(TASK OBJECTIVE)
Go through the material and write it all out exactly, minus the pictures.

[START DATA]

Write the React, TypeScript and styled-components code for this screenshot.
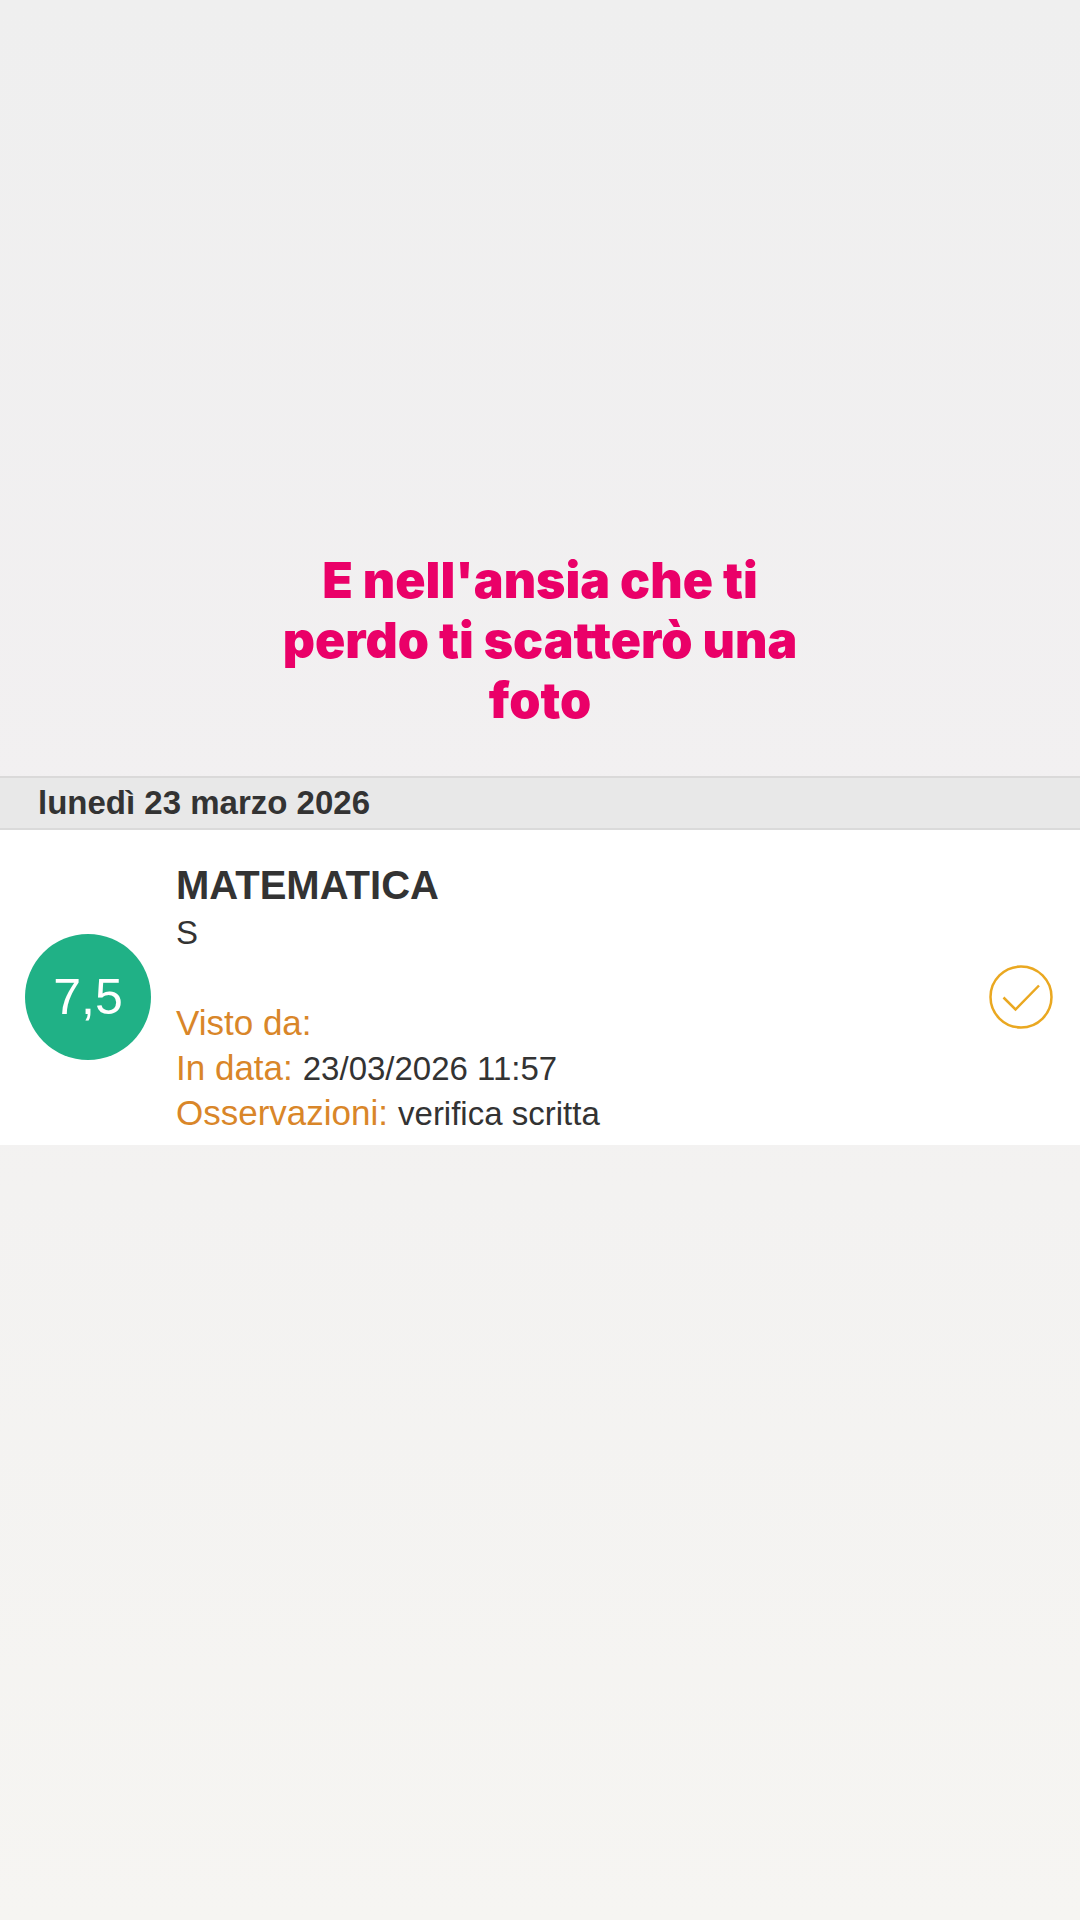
import React from "react";
import styled, { createGlobalStyle } from "styled-components";

const GlobalStyle = createGlobalStyle`
  * { box-sizing: border-box; }
  body {
    margin: 0;
    min-height: 100vh;
    background: #f3f2f1;
    font-family: "Liberation Sans", Arial, Helvetica, sans-serif;
    color: #333333;
  }
`;

const Page = styled.main`
  min-height: 100vh;
  background: linear-gradient(180deg, #efefef 0%, #f2f0f1 42%, #f3f2f1 62%, #f6f5f2 100%);
`;

const CaptionArea = styled.header`
  display: flex;
  justify-content: center;
  padding: 550px 24px 46px;
`;

const Caption = styled.h1`
  margin: 0;
  max-width: 540px;
  font-family: Inter, sans-serif;
  font-size: 50px;
  line-height: 60px;
  font-weight: 900;
  font-variant-ligatures: none;
  text-align: center;
  color: #ea0068;
`;

const DateBar = styled.h2`
  margin: 0;
  padding: 0 38px;
  border-top: 2px solid #dad9d9;
  border-bottom: 2px solid #dadada;
  background: #e8e8e8;
  font-size: 33px;
  line-height: 50px;
  font-weight: 700;
`;

const Entry = styled.article`
  display: flex;
  align-items: center;
  gap: 25px;
  padding: 29px 27px 10px 25px;
  background: #ffffff;
`;

const Grade = styled.div`
  display: flex;
  flex: none;
  align-items: center;
  justify-content: center;
  width: 126px;
  height: 126px;
  border-radius: 50%;
  background: #20b186;
  color: #ffffff;
  font-size: 50px;
`;

const Details = styled.div`
  flex: 1;
  min-width: 0;
  padding-top: 6px;
  line-height: 45px;
`;

const Subject = styled.h3`
  margin: 0 0 4px;
  font-size: 40px;
  line-height: 41px;
  font-weight: 700;
`;

const Kind = styled.p`
  margin: 0 0 45px;
  font-size: 33px;
`;

const Facts = styled.dl`
  margin: 0;
`;

const Fact = styled.div`
  display: flex;
  align-items: baseline;
  gap: 10px;
`;

const Label = styled.dt`
  font-size: 35px;
  color: #d98629;
`;

const Value = styled.dd`
  margin: 0;
  font-size: 33px;
  line-height: 40px;
`;

const SeenIcon = styled.svg`
  flex: none;
  width: 64px;
  height: 64px;
  fill: none;
  stroke: #eaa821;
  stroke-width: 2.5;
`;

const facts = [
  { label: "Visto da:", value: "" },
  { label: "In data:", value: "23/03/2026 11:57" },
  { label: "Osservazioni:", value: "verifica scritta" },
];

export default function App() {
  return (
    <Page>
      <GlobalStyle />
      <CaptionArea>
        <Caption>E nell'ansia che ti perdo ti scatterò una foto</Caption>
      </CaptionArea>
      <section>
        <DateBar>lunedì 23 marzo 2026</DateBar>
        <Entry>
          <Grade>7,5</Grade>
          <Details>
            <Subject>MATEMATICA</Subject>
            <Kind>S</Kind>
            <Facts>
              {facts.map((fact) => (
                <Fact key={fact.label}>
                  <Label>{fact.label}</Label>
                  <Value>{fact.value}</Value>
                </Fact>
              ))}
            </Facts>
          </Details>
          <SeenIcon viewBox="0 0 64 64" role="img" aria-label="Visto">
            <circle cx="32" cy="32" r="30.5" />
            <path d="M14.5 32.5 L26.5 44.5 L50 20.5" />
          </SeenIcon>
        </Entry>
      </section>
    </Page>
  );
}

[END DATA]

(EXERCISE ANSWER)
Write the React, TypeScript and styled-components code for this screenshot.
import React from "react";
import styled, { createGlobalStyle } from "styled-components";

const GlobalStyle = createGlobalStyle`
  * { box-sizing: border-box; }
  body {
    margin: 0;
    min-height: 100vh;
    background: #f3f2f1;
    font-family: "Liberation Sans", Arial, Helvetica, sans-serif;
    color: #333333;
  }
`;

const Page = styled.main`
  min-height: 100vh;
  background: linear-gradient(180deg, #efefef 0%, #f2f0f1 42%, #f3f2f1 62%, #f6f5f2 100%);
`;

const CaptionArea = styled.header`
  display: flex;
  justify-content: center;
  padding: 550px 24px 46px;
`;

const Caption = styled.h1`
  margin: 0;
  max-width: 540px;
  font-family: Inter, sans-serif;
  font-size: 50px;
  line-height: 60px;
  font-weight: 900;
  font-variant-ligatures: none;
  text-align: center;
  color: #ea0068;
`;

const DateBar = styled.h2`
  margin: 0;
  padding: 0 38px;
  border-top: 2px solid #dad9d9;
  border-bottom: 2px solid #dadada;
  background: #e8e8e8;
  font-size: 33px;
  line-height: 50px;
  font-weight: 700;
`;

const Entry = styled.article`
  display: flex;
  align-items: center;
  gap: 25px;
  padding: 29px 27px 10px 25px;
  background: #ffffff;
`;

const Grade = styled.div`
  display: flex;
  flex: none;
  align-items: center;
  justify-content: center;
  width: 126px;
  height: 126px;
  border-radius: 50%;
  background: #20b186;
  color: #ffffff;
  font-size: 50px;
`;

const Details = styled.div`
  flex: 1;
  min-width: 0;
  padding-top: 6px;
  line-height: 45px;
`;

const Subject = styled.h3`
  margin: 0 0 4px;
  font-size: 40px;
  line-height: 41px;
  font-weight: 700;
`;

const Kind = styled.p`
  margin: 0 0 45px;
  font-size: 33px;
`;

const Facts = styled.dl`
  margin: 0;
`;

const Fact = styled.div`
  display: flex;
  align-items: baseline;
  gap: 10px;
`;

const Label = styled.dt`
  font-size: 35px;
  color: #d98629;
`;

const Value = styled.dd`
  margin: 0;
  font-size: 33px;
  line-height: 40px;
`;

const SeenIcon = styled.svg`
  flex: none;
  width: 64px;
  height: 64px;
  fill: none;
  stroke: #eaa821;
  stroke-width: 2.5;
`;

const facts = [
  { label: "Visto da:", value: "" },
  { label: "In data:", value: "23/03/2026 11:57" },
  { label: "Osservazioni:", value: "verifica scritta" },
];

export default function App() {
  return (
    <Page>
      <GlobalStyle />
      <CaptionArea>
        <Caption>E nell'ansia che ti perdo ti scatterò una foto</Caption>
      </CaptionArea>
      <section>
        <DateBar>lunedì 23 marzo 2026</DateBar>
        <Entry>
          <Grade>7,5</Grade>
          <Details>
            <Subject>MATEMATICA</Subject>
            <Kind>S</Kind>
            <Facts>
              {facts.map((fact) => (
                <Fact key={fact.label}>
                  <Label>{fact.label}</Label>
                  <Value>{fact.value}</Value>
                </Fact>
              ))}
            </Facts>
          </Details>
          <SeenIcon viewBox="0 0 64 64" role="img" aria-label="Visto">
            <circle cx="32" cy="32" r="30.5" />
            <path d="M14.5 32.5 L26.5 44.5 L50 20.5" />
          </SeenIcon>
        </Entry>
      </section>
    </Page>
  );
}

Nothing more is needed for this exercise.